Slow working speed would lead to less damage if the plate of the socket bottom is accidentally over prepared. Because the surgical drill 20 utilizes one single cutting blade 23 to drill the socket 41. The slower speed would make the surgeons easier to notice the penetration.

Referring to FIG. 3, according to a second embodiment of the invention, the surgical drill 30 comprises: a shank 31, a base portion 32, a cutting blade 33 and a groove 34. The base portion 32 is formed on the shank 31, and the base portion 32 is substantially a cylinder. The base portion 32 has a non-cutting section 323 and a peripheral section 324. The non-cutting section 323 is a plane section and is disposed on the top of the base portion 32.

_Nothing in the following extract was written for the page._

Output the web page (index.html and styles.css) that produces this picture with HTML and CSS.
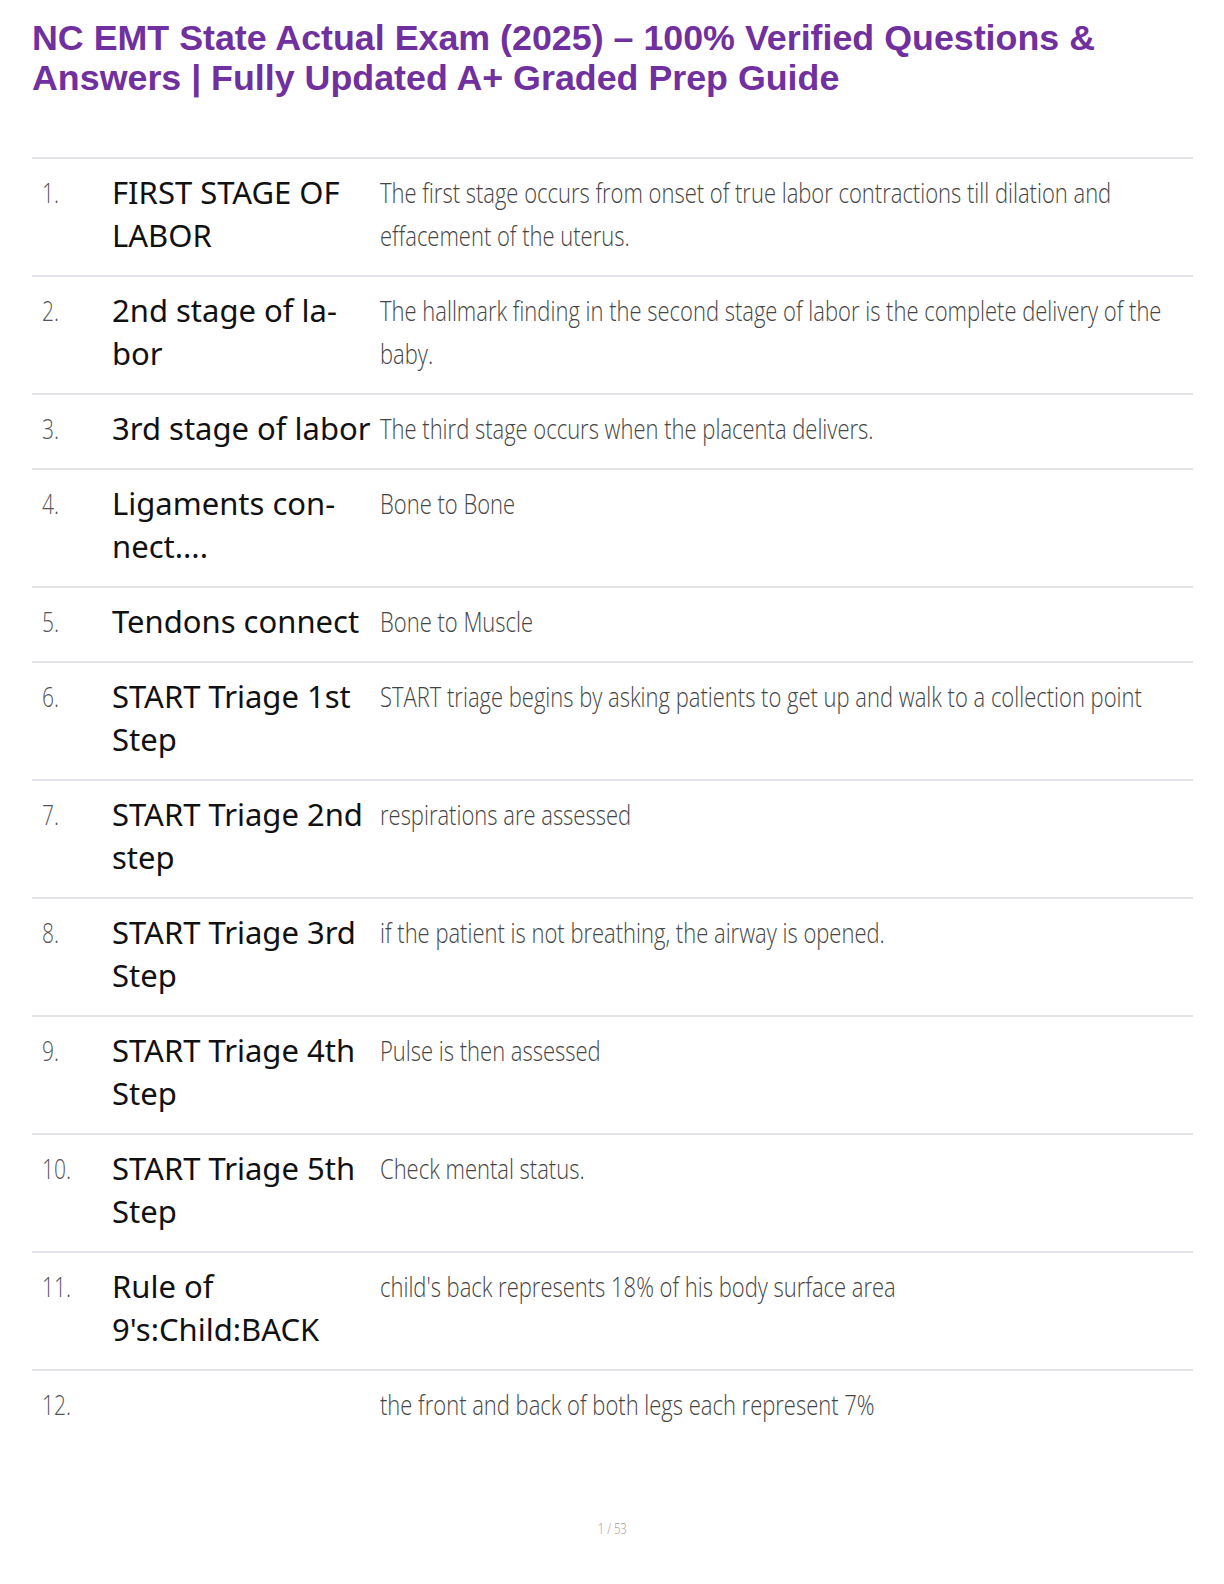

The cutting blade 33 is formed on the base portion 32, and extends from an edge of the base portion 32 to the non-cutting section 323 of the base portion 32. The cutting blade 33 extends transversely from the edge of the base portion to the non-cutting section 323 of the base portion 32. The non-cutting section 323 is a plane section and is formed on the central top region of the base portion 32. The non-cutting section 323 occupies about ½ of the base portion. In the third embodiment of the invention, the cutting blade 33 and the non-cutting section 323 are at the same level. The groove 34 is formed on the peripheral section 324 of the base portion 32, and is adjacent to the cutting blade 33 and extends along a longitudinal direction.

Referring to FIGS. 8A to 8C, they illustrates that the surgical drill 30 is utilized to further drill the socket, according to the second embodiment of the invention. The surgical drill 30 of the invention is generally used to turn a tapered socket into a straight one at the posterior mandible 80. The socket 81 formed by implant drills is tapered as shown in FIG. 8A. Because the base portion 32 is a straight cylinder, the surgical drill 30 can be used to further drill the tapered socket 81 into a straight socket 82 as shown in FIGS. 8B and 8C.

Referring to FIG. 5, it shows a surgical drill, according to a third embodiment of the invention. Compared with the surgical drill 30 of the second embodiment of the invention, the cutting blade 53 of the surgical drill 50 is lower than the non-cutting section 523. Referring to FIG. 6, it shows a surgical drill according to a fourth embodiment of the invention. The cutting blade 63 of the surgical drill 60 is higher than the non-cutting section 623. The surgical drill 50 of the third embodiment and the surgical drill 60 of the fourth embodiment can be used to meet the clinical situation.

While the embodiments of the present invention have been illustrated and described, various modifications and improvements can be made by those skilled in the art. The embodiments of the present invention are therefore described in an illustrative, but not restrictive, sense. It is intended that the present invention may not be limited to the particular forms as illustrated, and that all modifications which maintain the spirit and scope of the present invention are within the scope as defined in the appended claims.